Mass murder has always been a heinous crime, which might cause one to wonder why the law needs a separate category of criminal offence to describe it. A Jewish-Polish lawyer, Raphael Lemkin, coined the entirely new word “genocide” during the course of World War II to refer to the destruction of a group of people. His rationale for doing so was to prevent Nazi officials from running defences based upon domestic German (National Socialist) laws to accusations of involvement in the Shoah. Genocide, said Lemkin, is a crime against international law and therefore it takes precedence over domestic law. Hence the laws of Nazi Germany that mandated mass murder could not be used to excuse criminal responsibility of the participants. They would hang, in some cases in the immediate shadow of the Auschwitz-Birkenau gas chambers.
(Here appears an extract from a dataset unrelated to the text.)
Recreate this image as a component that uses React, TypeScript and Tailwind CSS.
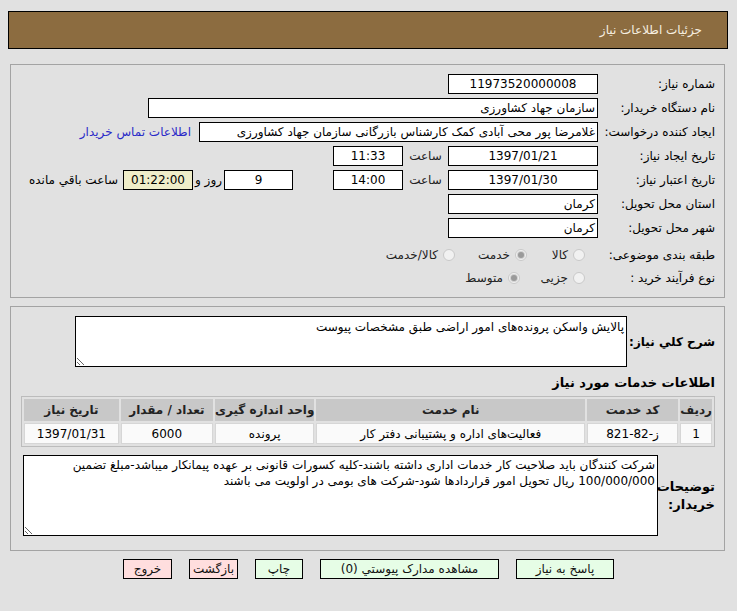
import React from "react";

function Field({ w, children, align = "center", bg = "bg-white" }: { w: string; children?: React.ReactNode; align?: "center" | "right"; bg?: string }) {
  return (
    <div
      className={`${w} ${bg} h-[20px] border border-black flex items-center px-[2px] whitespace-nowrap overflow-hidden ${
        align === "center" ? "justify-center" : "justify-start"
      }`}
    >
      {children}
    </div>
  );
}

function Row({ label, children }: { label: string; children?: React.ReactNode }) {
  return (
    <div className="h-[24px] flex items-center">
      <div className="w-[117px] shrink-0 text-right whitespace-nowrap">{label}</div>
      {children}
    </div>
  );
}

function Radio({ checked }: { checked?: boolean }) {
  return (
    <span className="w-[12px] h-[12px] shrink-0 rounded-full border border-[#c9c9c9] bg-[#f1f1f1] flex items-center justify-center">
      {checked && <span className="w-[6px] h-[6px] rounded-full bg-[#9a9a9a] ring-1 ring-[#d0d0d0]" />}
    </span>
  );
}

function Option({ w, checked, text }: { w: string; checked?: boolean; text: string }) {
  return (
    <div className={`${w} shrink-0 flex items-center gap-[5px] text-[#222]`}>
      <Radio checked={checked} />
      <span>{text}</span>
    </div>
  );
}

function Btn({ w, bg, children }: { w: string; bg: string; children: React.ReactNode }) {
  return (
    <div className={`${w} ${bg} h-[20px] border border-black flex items-center justify-center text-[#111]`}>{children}</div>
  );
}

export default function App() {
  const cols = [
    { h: "ردیف", w: "w-[31px]", v: "1" },
    { h: "کد خدمت", w: "w-[93px]", v: "ز-82-821" },
    { h: "نام خدمت", w: "w-[273px]", v: "فعالیت‌های اداره و پشتیبانی دفتر کار" },
    { h: "واحد اندازه گیری", w: "w-[92px]", v: "پرونده" },
    { h: "تعداد / مقدار", w: "w-[93px]", v: "6000" },
    { h: "تاریخ نیاز", w: "w-[96px]", v: "1397/01/31" },
  ];

  return (
    <div dir="rtl" className="min-h-[611px] bg-[#e1e1e1] pt-[11px] pl-[8px] pr-[9px] font-['DejaVu_Sans',sans-serif] text-[12px] text-black">
      <div className="h-[38px] border border-black bg-[#8c6c40] flex items-center pr-[25px] text-[#f7efe0]">
        جزئیات اطلاعات نیاز
      </div>

      <div className="mt-[15px] ml-[2px] mr-[3px] h-[234px] border border-[#a3a3a3] pt-[7px] pr-[9px]">
        <Row label="شماره نیاز:">
          <Field w="w-[150px]">11973520000008</Field>
        </Row>
        <Row label="نام دستگاه خریدار:">
          <Field w="w-[450px]" align="right">سازمان جهاد کشاورزی</Field>
        </Row>
        <Row label="ایجاد کننده درخواست:">
          <Field w="w-[399px]" align="right">غلامرضا پور محی آبادی کمک کارشناس بازرگانی سازمان جهاد کشاورزی</Field>
          <span className="mr-[8px] text-[#2a2ac8] whitespace-nowrap">اطلاعات تماس خریدار</span>
        </Row>
        <Row label="تاریخ ایجاد نیاز:">
          <Field w="w-[150px]">1397/01/21</Field>
          <div className="w-[45px] text-center text-[#222]">ساعت</div>
          <Field w="w-[70px]">11:33</Field>
        </Row>
        <Row label="تاریخ اعتبار نیاز:">
          <Field w="w-[150px]">1397/01/30</Field>
          <div className="w-[45px] text-center text-[#222]">ساعت</div>
          <Field w="w-[70px]">14:00</Field>
          <div className="mr-[40px]">
            <Field w="w-[69px]">9</Field>
          </div>
          <div className="w-[31px] text-center whitespace-nowrap">روز و</div>
          <Field w="w-[70px]" bg="bg-[#efedc9]">01:22:00</Field>
          <span className="mr-[5px] whitespace-nowrap">ساعت باقي مانده</span>
        </Row>
        <Row label="استان محل تحویل:">
          <Field w="w-[150px]" align="right">کرمان</Field>
        </Row>
        <Row label="شهر محل تحویل:">
          <Field w="w-[150px]" align="right">کرمان</Field>
        </Row>
        <div className="mt-[3px] h-[23px] flex items-center">
          <div className="w-[117px] shrink-0 text-right">طبقه بندی موضوعی:</div>
          <div className="flex items-center pr-[13px]">
            <Option w="w-[58px]" text="کالا" />
            <Option w="w-[72px]" checked text="خدمت" />
            <Option w="w-[90px]" text="کالا/خدمت" />
          </div>
        </div>
        <div className="h-[23px] flex items-center">
          <div className="w-[117px] shrink-0 text-right">نوع فرآیند خرید :</div>
          <div className="flex items-center pr-[13px]">
            <Option w="w-[65px]" text="جزیی" />
            <Option w="w-[80px]" checked text="متوسط" />
          </div>
        </div>
      </div>

      <div className="mt-[8px] ml-[2px] mr-[3px] h-[245px] border border-[#a3a3a3] pt-[9px] pr-[9px]">
        <div className="flex items-center">
          <div className="w-[88px] shrink-0 text-right font-bold text-[12px] whitespace-nowrap">شرح کلي نیاز:</div>
          <textarea
            readOnly
            dir="rtl"
            className="w-[552px] h-[51px] border border-black bg-white px-[2px] py-[2px] text-[12px] leading-[16px] outline-none"
            value="پالایش واسکن پرونده‌های امور اراضی طبق مشخصات پیوست"
          />
        </div>
        <div className="h-[29px] flex items-center pt-[3px] font-bold text-[13px]">اطلاعات خدمات مورد نیاز</div>
        <table className="w-[694px] border border-[#bcbcbc] border-separate border-spacing-[2px] text-[12px]">
          <thead>
            <tr>
              {cols.map((c, i) => (
                <th key={i} className={`${c.w} h-[22px] bg-[#c8c8c8] font-bold text-center text-[#222] whitespace-nowrap`}>
                  {c.h}
                </th>
              ))}
            </tr>
          </thead>
          <tbody>
            <tr>
              {cols.map((c, i) => (
                <td key={i} className={`${c.w} h-[21px] bg-[#fafafa] border border-[#d6d6d6] text-center whitespace-nowrap`}>
                  {c.v}
                </td>
              ))}
            </tr>
          </tbody>
        </table>
        <div className="mt-[8px] flex items-center">
          <div className="w-[57px] shrink-0 text-right font-bold text-[13px] leading-[18px]">
            توضیحات
            <br />
            خریدار:
          </div>
          <textarea
            readOnly
            dir="rtl"
            className="w-[635px] h-[81px] border border-black bg-white px-[2px] py-[1px] text-[12px] leading-[16px] outline-none"
            value={"شرکت کنندگان باید صلاحیت کار خدمات اداری داشته باشند-کلیه کسورات قانونی بر عهده پیمانکار میباشد-مبلغ تضمین\n100/000/000 ریال تحویل امور قراردادها شود-شرکت های بومی در اولویت می باشند"}
          />
        </div>
      </div>

      <div className="mt-[8px] flex justify-center gap-[17px] pl-[1px]">
        <Btn w="w-[98px]" bg="bg-[#e6fde6]">پاسخ به نیاز</Btn>
        <Btn w="w-[179px]" bg="bg-[#e6fde6]">مشاهده مدارک پیوستي (0)</Btn>
        <Btn w="w-[48px]" bg="bg-[#e6fde6]">چاپ</Btn>
        <Btn w="w-[49px]" bg="bg-[#ffdede]">بازگشت</Btn>
        <Btn w="w-[49px]" bg="bg-[#ffdede]">خروج</Btn>
      </div>
    </div>
  );
}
In the event, genocide was not used as a category of criminal responsibility at the Nuremberg war trials at the end of the World War II in which the most senior members of the Nazi regime were tried. Instead, broader and indistinct categories – such as the crime of waging aggressive war and crimes against humanity – were employed to convict the defendants. Yet Lemkin’s category of international crime was recognised in a 1948 Convention adopted by the UN General Assembly, which defined genocide as one of a series of acts committed “with intent to destroy, in whole or in part, a national, ethnical, racial or religious group”. The qualifying acts were serious ones, such as killing members of the group or causing serious bodily or mental harm to them. Signatories to the Convention undertook to prosecute the crime of genocide. But the Convention’s principal ambiguity is that it is silent on the numbers of deaths that trigger this distinctive category of criminal responsibility. If there is intent to kill part of a group, then how many people have to die? Estimates of deaths in the Shoah vary, but by any measure it was very many millions. Is murder on such a colossal scale necessary as a prerequisite for genocide, or will some more moderate level of mass atrocity suffice?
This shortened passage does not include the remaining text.